Wicker Defends Filibuster, Challenges Sweeping Voting Law Changes

Statement

Date: Jan. 11, 2022
Location: Washington, DC

U.S. Senator Roger Wicker, R-Miss., today took to the Senate floor to speak against efforts by Senate Majority Leader Chuck Schumer, D-N.Y., and national Democrats to eliminate the filibuster, a 60-vote threshold to close debate on legislation, from Senate rules. Democrats are hoping to overturn the consensus-building mechanism to ram through a sweeping federal takeover of elections on a narrow partisan basis.

"Our friends on the other side of the aisle proposed this week to vote on destroying a provision that has served this Senate and this republic well for over two centuries, and that is what's known as the filibuster, but what I call the consensus building 60-vote rule," Wicker said. "This is a time honored way that this body has been unique, and it has enabled us to craft some of the most long-lasting and widely accepted legislation in the history of this republic."

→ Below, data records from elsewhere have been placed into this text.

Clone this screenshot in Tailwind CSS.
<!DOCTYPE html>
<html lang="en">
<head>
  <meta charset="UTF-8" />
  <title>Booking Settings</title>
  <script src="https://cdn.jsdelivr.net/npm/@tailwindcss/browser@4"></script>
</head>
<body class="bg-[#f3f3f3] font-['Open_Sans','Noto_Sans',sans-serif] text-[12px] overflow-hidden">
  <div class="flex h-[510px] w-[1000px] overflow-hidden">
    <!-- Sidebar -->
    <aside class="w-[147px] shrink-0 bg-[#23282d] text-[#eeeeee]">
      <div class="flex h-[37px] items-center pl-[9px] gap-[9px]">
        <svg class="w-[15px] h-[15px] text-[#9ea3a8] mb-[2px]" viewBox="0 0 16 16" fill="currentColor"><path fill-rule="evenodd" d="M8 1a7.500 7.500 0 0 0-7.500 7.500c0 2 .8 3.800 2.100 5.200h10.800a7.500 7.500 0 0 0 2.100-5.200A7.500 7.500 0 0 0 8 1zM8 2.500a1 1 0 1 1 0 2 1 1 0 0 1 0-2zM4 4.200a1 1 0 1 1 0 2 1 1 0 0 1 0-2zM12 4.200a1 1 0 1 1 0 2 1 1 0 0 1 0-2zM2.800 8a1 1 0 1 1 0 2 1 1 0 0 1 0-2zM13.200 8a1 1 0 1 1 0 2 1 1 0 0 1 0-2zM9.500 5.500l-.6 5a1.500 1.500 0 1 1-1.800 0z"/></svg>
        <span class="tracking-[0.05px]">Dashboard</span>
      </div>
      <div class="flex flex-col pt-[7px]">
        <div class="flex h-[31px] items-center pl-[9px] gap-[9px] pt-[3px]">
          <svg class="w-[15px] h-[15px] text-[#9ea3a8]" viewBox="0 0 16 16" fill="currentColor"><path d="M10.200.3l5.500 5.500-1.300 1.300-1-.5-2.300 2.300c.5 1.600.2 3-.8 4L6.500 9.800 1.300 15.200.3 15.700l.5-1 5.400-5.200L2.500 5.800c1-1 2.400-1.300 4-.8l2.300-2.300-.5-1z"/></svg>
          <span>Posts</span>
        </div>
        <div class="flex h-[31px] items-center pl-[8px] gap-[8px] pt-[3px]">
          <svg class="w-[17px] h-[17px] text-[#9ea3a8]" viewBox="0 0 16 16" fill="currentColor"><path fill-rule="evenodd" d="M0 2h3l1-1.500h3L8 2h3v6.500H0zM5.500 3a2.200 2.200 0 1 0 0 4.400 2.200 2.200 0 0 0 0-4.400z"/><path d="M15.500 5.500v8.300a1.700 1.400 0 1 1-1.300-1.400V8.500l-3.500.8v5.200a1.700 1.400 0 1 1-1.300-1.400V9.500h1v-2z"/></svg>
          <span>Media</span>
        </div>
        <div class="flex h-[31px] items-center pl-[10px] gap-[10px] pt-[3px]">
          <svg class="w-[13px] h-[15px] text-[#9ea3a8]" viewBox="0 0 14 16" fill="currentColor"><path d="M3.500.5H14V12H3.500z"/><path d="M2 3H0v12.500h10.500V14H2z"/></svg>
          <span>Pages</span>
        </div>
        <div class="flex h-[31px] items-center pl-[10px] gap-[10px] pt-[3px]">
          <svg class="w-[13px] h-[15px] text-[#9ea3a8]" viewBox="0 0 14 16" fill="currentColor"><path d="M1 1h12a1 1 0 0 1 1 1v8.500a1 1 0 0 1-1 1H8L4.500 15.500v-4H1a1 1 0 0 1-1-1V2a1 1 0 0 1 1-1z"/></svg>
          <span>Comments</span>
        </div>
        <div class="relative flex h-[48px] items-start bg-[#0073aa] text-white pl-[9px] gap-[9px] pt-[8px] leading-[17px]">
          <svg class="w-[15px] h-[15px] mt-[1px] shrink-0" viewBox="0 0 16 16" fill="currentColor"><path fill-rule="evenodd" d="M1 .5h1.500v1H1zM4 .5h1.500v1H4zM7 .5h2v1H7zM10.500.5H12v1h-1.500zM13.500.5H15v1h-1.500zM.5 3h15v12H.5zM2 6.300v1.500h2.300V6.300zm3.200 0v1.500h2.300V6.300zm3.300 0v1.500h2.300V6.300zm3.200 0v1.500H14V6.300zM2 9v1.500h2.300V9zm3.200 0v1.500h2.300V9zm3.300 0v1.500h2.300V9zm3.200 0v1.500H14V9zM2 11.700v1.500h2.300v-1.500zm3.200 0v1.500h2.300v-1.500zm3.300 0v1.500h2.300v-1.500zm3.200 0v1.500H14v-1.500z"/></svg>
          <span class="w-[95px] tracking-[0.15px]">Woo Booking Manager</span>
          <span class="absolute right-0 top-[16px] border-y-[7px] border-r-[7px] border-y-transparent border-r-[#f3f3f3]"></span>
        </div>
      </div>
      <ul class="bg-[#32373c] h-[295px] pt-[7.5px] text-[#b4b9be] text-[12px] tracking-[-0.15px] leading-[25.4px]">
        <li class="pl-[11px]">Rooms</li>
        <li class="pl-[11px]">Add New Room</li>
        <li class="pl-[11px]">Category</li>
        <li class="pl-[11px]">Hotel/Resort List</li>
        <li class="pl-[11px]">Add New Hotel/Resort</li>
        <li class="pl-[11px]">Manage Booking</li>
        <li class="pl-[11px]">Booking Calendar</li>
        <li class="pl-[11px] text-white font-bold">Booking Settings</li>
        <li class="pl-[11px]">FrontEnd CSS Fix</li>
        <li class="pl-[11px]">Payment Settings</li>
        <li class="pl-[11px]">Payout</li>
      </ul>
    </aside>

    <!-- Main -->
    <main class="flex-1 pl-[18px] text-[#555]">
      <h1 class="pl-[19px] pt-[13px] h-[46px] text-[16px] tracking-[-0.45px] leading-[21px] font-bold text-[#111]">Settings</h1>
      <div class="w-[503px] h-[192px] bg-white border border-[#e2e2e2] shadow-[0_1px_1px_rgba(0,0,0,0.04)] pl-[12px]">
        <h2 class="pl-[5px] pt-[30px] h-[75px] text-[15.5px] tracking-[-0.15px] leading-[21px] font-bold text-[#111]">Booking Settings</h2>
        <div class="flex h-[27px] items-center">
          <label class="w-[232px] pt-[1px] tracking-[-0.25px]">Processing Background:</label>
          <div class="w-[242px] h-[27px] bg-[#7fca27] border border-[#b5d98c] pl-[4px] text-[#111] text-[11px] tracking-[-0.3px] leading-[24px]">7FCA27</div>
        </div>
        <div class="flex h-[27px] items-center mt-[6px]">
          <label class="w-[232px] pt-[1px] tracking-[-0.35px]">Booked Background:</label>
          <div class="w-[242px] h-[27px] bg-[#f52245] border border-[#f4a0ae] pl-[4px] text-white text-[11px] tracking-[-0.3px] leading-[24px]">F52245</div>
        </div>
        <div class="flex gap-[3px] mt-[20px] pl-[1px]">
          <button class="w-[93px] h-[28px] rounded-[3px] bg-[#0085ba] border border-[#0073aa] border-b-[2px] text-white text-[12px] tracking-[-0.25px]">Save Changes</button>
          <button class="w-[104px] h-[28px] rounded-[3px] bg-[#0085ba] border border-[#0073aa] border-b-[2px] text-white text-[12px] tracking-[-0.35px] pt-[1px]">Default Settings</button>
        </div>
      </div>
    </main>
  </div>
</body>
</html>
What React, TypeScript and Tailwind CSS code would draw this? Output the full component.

The Mississippi senator cautioned against tampering with longstanding Senate rules that encourage consensus building and compromise.

Members of the Democratic Party, including Senators Joe Manchin, D-W.Va., and Kyrsten Sinema, D-Ariz., continue to express strong opposition to their own party's attempt to change Senate rules. In his remarks, Wicker pointed to a letter signed by 32 Democrat senators and 28 Republicans opposing similar changes to the filibuster in 2017.

"This is a pivotal week, Mr. President. This is a week that will decide the future, not only of the Senate, but of the future of our government -- our representative government -- and the future of our republic," Wicker said. "I urge my colleagues to think twice about this."

In his remarks, Wicker called attention to the proposed measures from national Democrats that would require massive changes in the federal oversight of elections. Controversial practices like ballot harvesting would be required nationwide, and state laws would be under direct scrutiny from the federal government. Wicker also pushed back against the hypocrisy of unfounded allegations from President Biden that many recently passed state election laws in Republican-led states resemble "Jim Crow 2.0." Several Democrat-led states, including New York, have laws that mirror these laws or are even more restrictive.

"I'm begging members of both parties to search their hearts and decide in this case whether we're going to preserve the one consensus building, compromise encouraging provision that has withstood the test of time."